Wealth, Returns, and Taxation: A Tale of Two Dependencies
73 Pages Posted: 18 Nov 2021 Last revised: 29 Aug 2022
Date Written: August 29, 2022
Abstract
We study wealth redistribution in an incomplete markets framework with heterogeneity in returns to wealth arising from type dependence, which reflects heterogeneous investment skills, and scale dependence, which captures that wealth itself triggers investment and associated returns. We analytically show that the macroeconomic implications of wealth taxation depend on four statistics: the wealth Pareto tail, the degree of type and scale dependence, and the extent to which return heterogeneity reflects differences in investment productivity rather than rent-extraction.
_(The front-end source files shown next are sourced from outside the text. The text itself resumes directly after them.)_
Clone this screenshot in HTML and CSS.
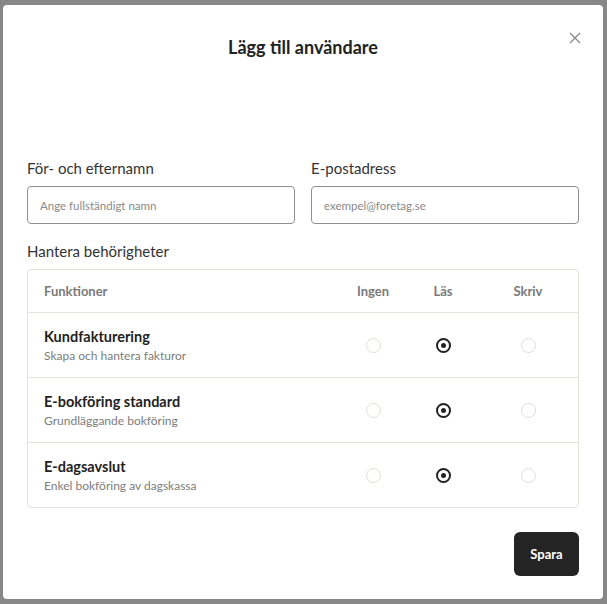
FILE: index.html
```html
<!DOCTYPE html>
<html lang="sv">
<head>
    <meta charset="UTF-8">
    <meta name="viewport" content="width=device-width, initial-scale=1.0">
    <title>Lägg till användare</title>
    <link rel="stylesheet" href="styles.css">
</head>
<body>
    <div class="modal">
        <div class="modal-header">
            <h2>Lägg till användare</h2>
            <button class="close-btn" aria-label="Stäng">
                <svg width="12" height="12" viewBox="0 0 12 12"><path d="M1 1 L11 11 M11 1 L1 11" stroke="#8a8a8a" stroke-width="1.3" fill="none"/></svg>
            </button>
        </div>

        <div class="field-row">
            <div class="field">
                <label>För- och efternamn</label>
                <input type="text" placeholder="Ange fullständigt namn">
            </div>
            <div class="field">
                <label>E-postadress</label>
                <input type="email" placeholder="exempel@foretag.se">
            </div>
        </div>

        <div class="section-label">Hantera behörigheter</div>

        <div class="perm-table">
            <div class="perm-row perm-head">
                <div class="col-name">Funktioner</div>
                <div class="col-opt">Ingen</div>
                <div class="col-opt">Läs</div>
                <div class="col-opt">Skriv</div>
            </div>
            <div class="perm-row">
                <div class="col-name">
                    <div class="perm-title">Kundfakturering</div>
                    <div class="perm-desc">Skapa och hantera fakturor</div>
                </div>
                <div class="col-opt"><span class="radio"></span></div>
                <div class="col-opt"><span class="radio checked"></span></div>
                <div class="col-opt"><span class="radio"></span></div>
            </div>
            <div class="perm-row">
                <div class="col-name">
                    <div class="perm-title">E-bokföring standard</div>
                    <div class="perm-desc">Grundläggande bokföring</div>
                </div>
                <div class="col-opt"><span class="radio"></span></div>
                <div class="col-opt"><span class="radio checked"></span></div>
                <div class="col-opt"><span class="radio"></span></div>
            </div>
            <div class="perm-row">
                <div class="col-name">
                    <div class="perm-title">E-dagsavslut</div>
                    <div class="perm-desc">Enkel bokföring av dagskassa</div>
                </div>
                <div class="col-opt"><span class="radio"></span></div>
                <div class="col-opt"><span class="radio checked"></span></div>
                <div class="col-opt"><span class="radio"></span></div>
            </div>
        </div>

        <div class="modal-footer">
            <button class="save-btn">Spara</button>
        </div>
    </div>
</body>
</html>
```

FILE: styles.css
```css
body { margin: 0; padding: 5px 4px 5px 3px; background: #878787; font-family: Lato, "Open Sans", sans-serif; color: #333; }

.modal { position: relative; width: 600px; height: 594px; box-sizing: border-box; background: #fff; border-radius: 4px; padding: 0 24px; }
.modal-header { padding-top: 30px; height: 153px; box-sizing: border-box; text-align: center; }
.modal-header h2 { margin: 0; font-size: 18px; line-height: 24px; font-weight: 700; color: #222; }
.close-btn { position: absolute; top: 26px; right: 21px; width: 14px; height: 14px; padding: 0; border: none; background: none; cursor: pointer; display: flex; align-items: center; justify-content: center; }

.field-row { display: grid; grid-template-columns: 1fr 1fr; gap: 16px; }
.field label { display: block; font-size: 15px; line-height: 20px; color: #333; margin-bottom: 8px; }
.field input { width: 100%; box-sizing: border-box; height: 38px; border: 1px solid #8f8f8f; border-radius: 4px; padding: 0 12px; font-family: inherit; font-size: 11.5px; color: #333; }
.field input::placeholder { color: #8a8a8a; }

.section-label { margin-top: 17px; margin-bottom: 8px; font-size: 15px; line-height: 20px; color: #333; }

.perm-table { border: 1px solid #e6e3dc; border-radius: 4px; }
.perm-row { display: grid; grid-template-columns: 310px 70px 70px 100px; height: 64px; align-items: center; border-bottom: 1px solid #e6e3dc; }
.perm-row:last-child { border-bottom: none; }
.perm-head { height: 42px; font-size: 13px; font-weight: 700; color: #7a7a7a; }
.col-name { padding-left: 16px; }
.col-opt { display: flex; justify-content: center; }

.perm-title { font-size: 14.5px; font-weight: 700; color: #222; line-height: 19px; }
.perm-desc { font-size: 12px; color: #7d7d7d; line-height: 17px; margin-top: 1px; }

.radio { width: 15px; height: 15px; box-sizing: border-box; border-radius: 50%; border: 1.5px solid #e2ded6; background: #fff; }
.radio.checked { border: 2px solid #222; position: relative; }
.radio.checked::after { content: ""; position: absolute; left: 50%; top: 50%; width: 5px; height: 5px; margin: -2.5px 0 0 -2.5px; border-radius: 50%; background: #222; }

.modal-footer { display: flex; justify-content: flex-end; margin-top: 24px; }
.save-btn { width: 65px; height: 44px; border: none; border-radius: 6px; background: #242424; color: #fff; font-family: inherit; font-size: 13px; font-weight: 700; cursor: pointer; }
```
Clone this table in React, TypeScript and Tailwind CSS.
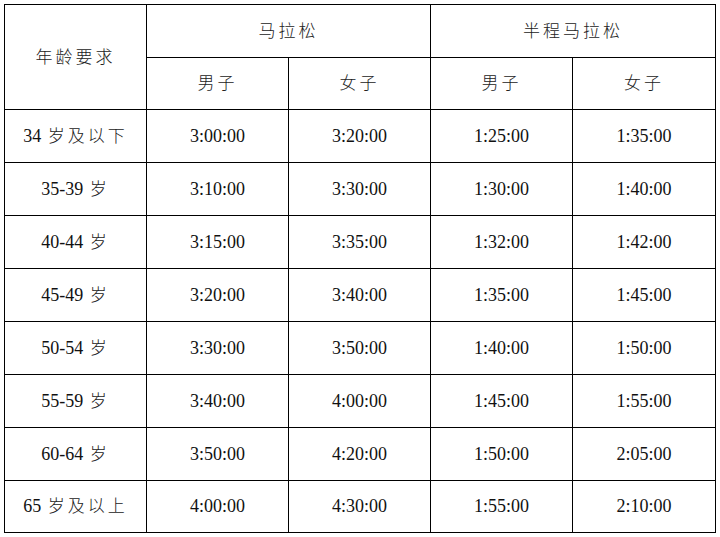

In a dynamic quantitative model, the US welfare maximizing marginal wealth tax rate is 0.8 percent above an exemption of $550K. Two opposing forces drive the result. Under scale dependence, a wealth tax decreases high return capital investments. Under type-dependence, a wealth tax reinforces the selection of skilled investors at the top which increases the share of high return investments. When return heterogeneity reflects capital productivity differences, only type-dependence provides a rationale for a positive wealth tax. Finally, if returns to wealth partially reflect rents, the optimal wealth tax rate is roughly insensitive as both forces offset each other.
Keywords: Wealth Taxation, Return Heterogeneity, Type and Scale Dependence, Inequality.